Formal verification is now common practice in DeFi. However, the work is often outsourced to third parties, such as Certora, without in-house capabilities. At Morpho, ownership of formal verification is internal. The engineers designing and developing the protocol also work on formal verification, ensuring that they have all the required context.

This is even more true for Morpho Midnight. From the start of development, Midnight has had:

  • Dedicated in-house engineers focused on formal verification.
  • Certora engineers working on Midnight specifically, continuously alongside the protocol team (not just as a one-off exercise after development).

Running verification alongside development surfaces issues while there is still time to redesign rather than patch. Beyond finding bugs, formal verification helps us understand and document the spec of the smart contract more deeply. Because Morpho Midnight is small, formal verification can cover the entire codebase.

View the verification of Morpho Midnight here.

Post-Build Phase: Audits

After the build phase, Morpho Midnight was put through overlapping layers of independent review and a public audit competition.

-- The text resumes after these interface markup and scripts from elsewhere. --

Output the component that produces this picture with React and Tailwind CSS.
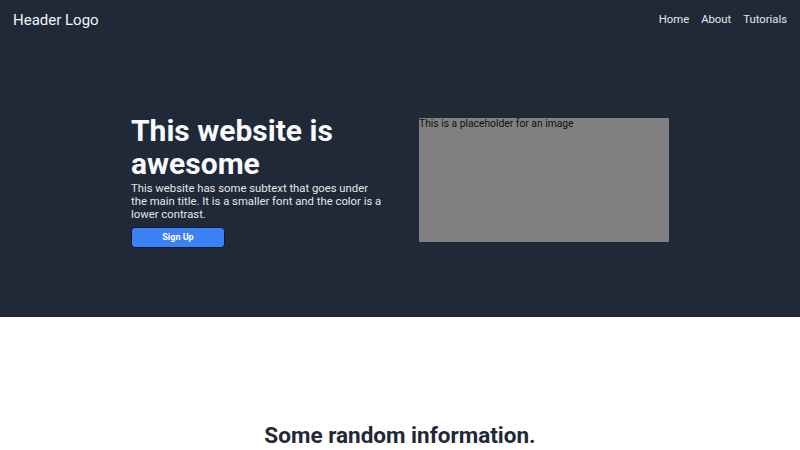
const App = () => {
  return (
    <div className="min-h-screen bg-white font-['Roboto',sans-serif]">
      <div className="bg-[#1f2937] pb-[69px]">
        <header className="flex items-center justify-between px-[13px] h-[40px]">
          <div className="text-[15px] text-[#f3f4f6]">Header Logo</div>
          <nav className="flex gap-[12px] text-[11.3px] text-[#e5e7eb]">
            <a href="#">Home</a>
            <a href="#">About</a>
            <a href="#">Tutorials</a>
          </nav>
        </header>

        <section className="mx-auto mt-[70px] flex w-[538px] items-start justify-between">
          <div className="w-[250px] pt-[4px]">
            <h1 className="text-[30px] font-bold leading-[33px] text-[#f9fafb]">
              This website is awesome
            </h1>
            <p className="mt-[2px] w-[253px] text-[11.3px] leading-[13px] text-[#e5e7eb]">
              This website has some subtext that goes under the main title. It is a
              smaller font and the color is a lower contrast.
            </p>
            <button className="mt-[6px] h-[21px] w-[94px] rounded border border-[#111827] bg-[#3b82f6] text-[9px] font-bold text-white">
              Sign Up
            </button>
          </div>
          <div className="w-[250px] h-[124px] mt-[8px] bg-[#808080] text-[10.3px] leading-[12px] text-[#111]">
            This is a placeholder for an image
          </div>
        </section>
      </div>

      <section className="pt-[102px] text-center">
        <h2 className="text-[22.5px] font-bold text-[#1f2937]">Some random information.</h2>
      </section>
    </div>
  );
};

export default App;
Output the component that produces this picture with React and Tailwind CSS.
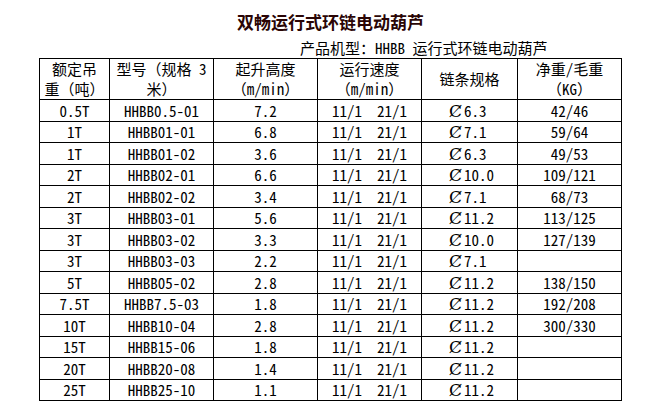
const rows = [
    ["0.5T", "HHBB0.5-01", "7.2", "6.3", "42/46"],
    ["1T", "HHBB01-01", "6.8", "7.1", "59/64"],
    ["1T", "HHBB01-02", "3.6", "6.3", "49/53"],
    ["2T", "HHBB02-01", "6.6", "10.0", "109/121"],
    ["2T", "HHBB02-02", "3.4", "7.1", "68/73"],
    ["3T", "HHBB03-01", "5.6", "11.2", "113/125"],
    ["3T", "HHBB03-02", "3.3", "10.0", "127/139"],
    ["3T", "HHBB03-03", "2.2", "7.1", ""],
    ["5T", "HHBB05-02", "2.8", "11.2", "138/150"],
    ["7.5T", "HHBB7.5-03", "1.8", "11.2", "192/208"],
    ["10T", "HHBB10-04", "2.8", "11.2", "300/330"],
    ["15T", "HHBB15-06", "1.8", "11.2", ""],
    ["20T", "HHBB20-08", "1.4", "11.2", ""],
    ["25T", "HHBB25-10", "1.1", "11.2", ""],
];

const cell = "border border-black p-0 text-center align-middle";

export default function App() {
    return (
        <div
            className="w-[646px] h-[409px] bg-white text-black pt-[12px]"
            style={{ fontFamily: '"Noto Sans Mono CJK SC", "Noto Sans CJK SC", "Liberation Mono", monospace' }}
        >
            <div className="pl-[237px] h-[20px] leading-[20px] text-[17px] font-bold text-[#2a0505] whitespace-nowrap">
                双畅运行式环链电动葫芦
            </div>
            <div className="pl-[300px] mt-[7px] h-[18px] leading-[18px] text-[15px] whitespace-nowrap">
                产品机型：HHBB 运行式环链电动葫芦
            </div>
            <table className="ml-[39px] mt-[1px] w-[583px] table-fixed border-collapse text-[15px] leading-[20px]">
                <colgroup>
                    <col className="w-[70px]" />
                    <col className="w-[104px]" />
                    <col className="w-[104px]" />
                    <col className="w-[104px]" />
                    <col className="w-[96px]" />
                    <col className="w-[104px]" />
                </colgroup>
                <thead>
                    <tr className="h-[41px]">
                        <th className={`${cell} font-normal`}>
                            额定吊<br />重（吨）
                        </th>
                        <th className={`${cell} font-normal whitespace-nowrap`}>
                            型号（规格 3<br />米）
                        </th>
                        <th className={`${cell} font-normal`}>
                            起升高度<br />（m/min）
                        </th>
                        <th className={`${cell} font-normal`}>
                            运行速度<br />（m/min）
                        </th>
                        <th className={`${cell} font-normal`}>链条规格</th>
                        <th className={`${cell} font-normal`}>
                            净重/毛重<br />（KG）
                        </th>
                    </tr>
                </thead>
                <tbody>
                    {rows.map((r, i) => (
                        <tr key={i} className={i % 2 === 0 ? "h-[22px]" : "h-[21px]"}>
                            <td className={cell}>{r[0]}</td>
                            <td className={cell}>{r[1]}</td>
                            <td className={cell}>{r[2]}</td>
                            <td className={`${cell} whitespace-pre`}>{"11/1  21/1"}</td>
                            <td className={`${cell} text-left pl-[27px] whitespace-nowrap`}>
                                <span className="inline-block w-[15px] text-[17px] leading-[20px] font-['DejaVu_Serif',serif]">
                                    Ȼ
                                </span>
                                {r[3]}
                            </td>
                            <td className={cell}>{r[4]}</td>
                        </tr>
                    ))}
                </tbody>
            </table>
        </div>
    );
}
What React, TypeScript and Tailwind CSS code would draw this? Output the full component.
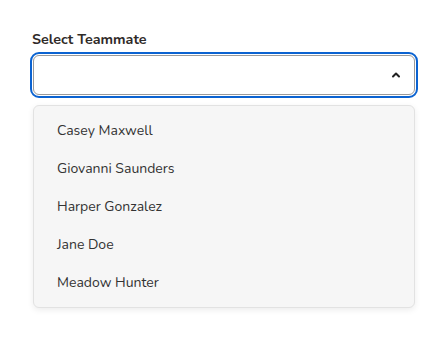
import { useState } from 'react'

const teammates = ['Casey Maxwell', 'Giovanni Saunders', 'Harper Gonzalez', 'Jane Doe', 'Meadow Hunter']

export default function App() {
  const [open] = useState(true)

  return (
    <div className="min-h-screen bg-white px-[33px] pt-[30px] font-['Nunito','Lato','Open_Sans',sans-serif]">
      <label className="-ml-px block text-[14.3px] leading-5 font-bold text-[#2f2a28]">Select Teammate</label>
      <div className="relative mt-[5px]">
        <button className="flex h-10 w-full items-center justify-end rounded-[6px] border border-[#9a9a9a] bg-white pr-[13px] outline-2 outline-offset-1 outline-[#0b63d1]">
          <svg width="10" height="10" viewBox="0 0 10 10" fill="none">
            <path d="M2 6.5 5 3.5 8 6.5" stroke="#222" strokeWidth="2" strokeLinecap="round" strokeLinejoin="round" />
          </svg>
        </button>

        {open && (
          <ul className="absolute top-[50px] right-0 left-0 rounded-[6px] border border-[#e2e2e2] bg-[#f6f6f6] pt-[5px] pb-[6px] shadow-[0_2px_6px_rgba(0,0,0,0.08)]">
            {teammates.map((name) => (
              <li key={name} className="flex h-[38px] items-center pl-[23px] text-[14px] text-[#333]">
                {name}
              </li>
            ))}
          </ul>
        )}
      </div>
    </div>
  )
}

Reports for all audits can be found here.

External audits

Once internal testing concluded, Morpho Midnight was audited by several of the best auditors in the space.

So far, the protocol has been through four external audits, conducted by Spearbit, Stermi, Trust Security, and Blackthorn, each operating under its own threat model.

Public audit competition

After the private audits, Morpho Midnight went through a public audit competition on Cantina. The format puts the code in front of a much larger pool of security researchers, with up to $400,000 in prizes rewarding original findings.

In Conclusion

Morpho Midnight is secure by design.

Securing it started before a single line of code was written, with its design adhering to three core Morpho principles: simplicity, immutability, and noncustodiality.

Each of Midnight's 1100 lines of code had to justify its existence: continuously examined via formal verification, and tested by rounds of independent audits.